The Celts are going through a real tough time right now. True, they had a five-game winning streak before it was snapped by Golden State on Wednesday, but in that time, they’ve lost Wally for an undetermined amount of time and Pierce for two to three weeks. So right now, they have three of their starting five from the season opener on the injured list. You know what this means? Hello Gerald Green! This guy is going to see a big bump in the amount of minutes he will play. This could be a litmus scale into determining if this guy is for real or if they should sell high on his tremendous upside. Remember…Joe Johnson or Marcus Banks? You never can tell.

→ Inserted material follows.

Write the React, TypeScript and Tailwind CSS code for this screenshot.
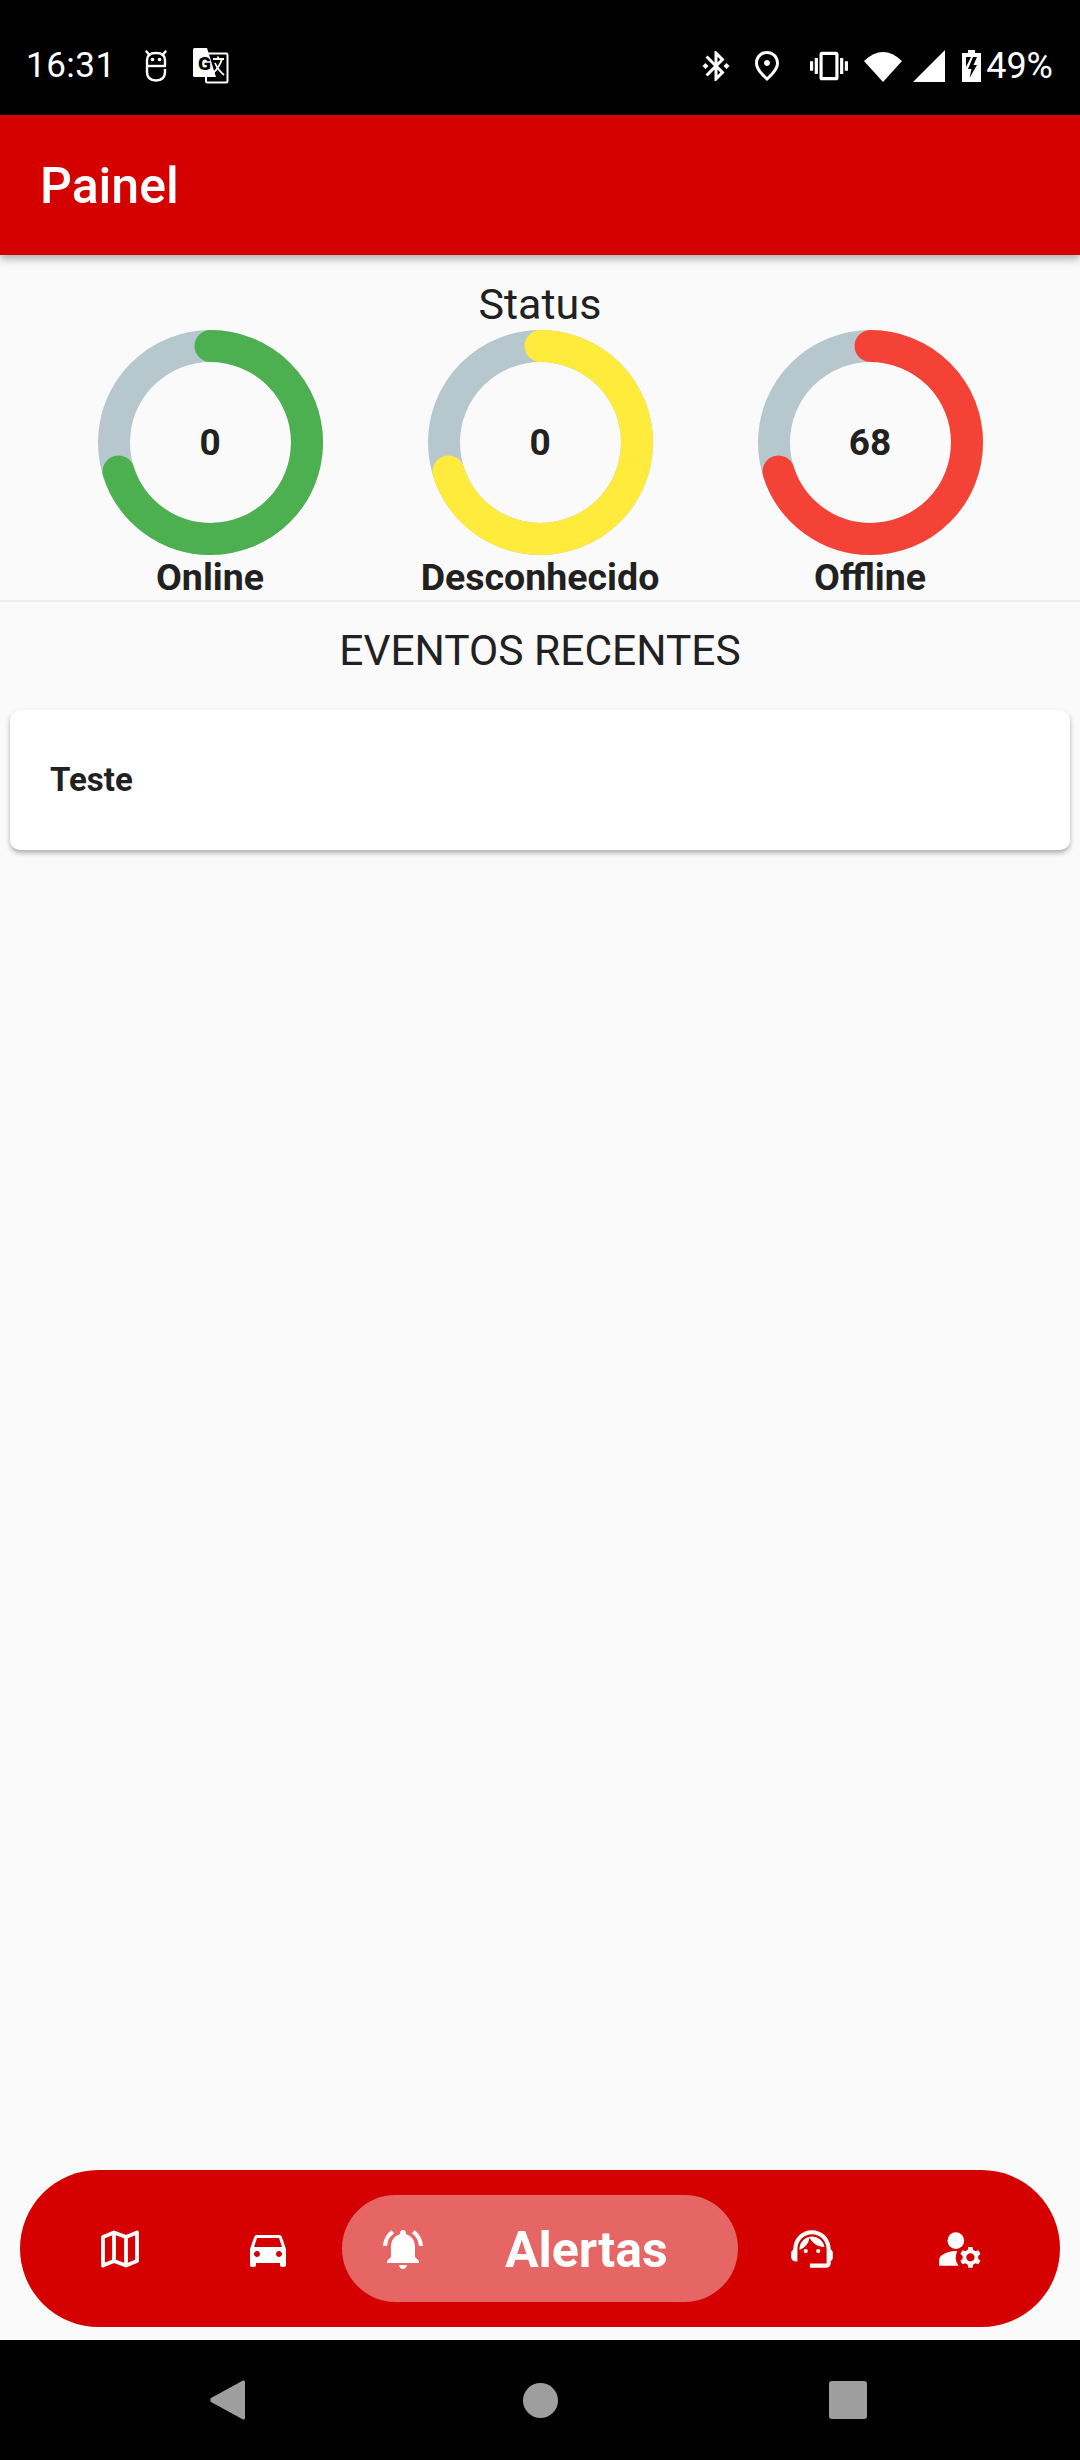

I am ecstatic about the play of Tony Allen and Al Jefferson over the past couple of games. Allen has really stepped up and is playing a wonderful two-guard. He is surprisingly physical, which was noticeable at the game I attended in Charlotte last Saturday. And of course, you can never sleep on Big Al, who has been attempting to break through for the last two years, but has been saddled with injuries and other setbacks. Now, it seems that Al is stepping up his game. He looks great, like he lost about 20 pounds. He’s really buff now. He’s been averaging nearly a double-double a night since being re-instated into the starting lineup. I have always been a big Big Al fan, and I’m just praying that he can contain some of this magic for the duration of the season, because with the lackluster play of now-injured Kendrick Perkins, this guy is going to have to become the rock in the middle.

I’m going to try and get my NFL picks in by Saturday’s KC-Oakland throwdown in the Coliseum. Meanwhile, again, my best wishes goes to everyone over the holidays. Take care now.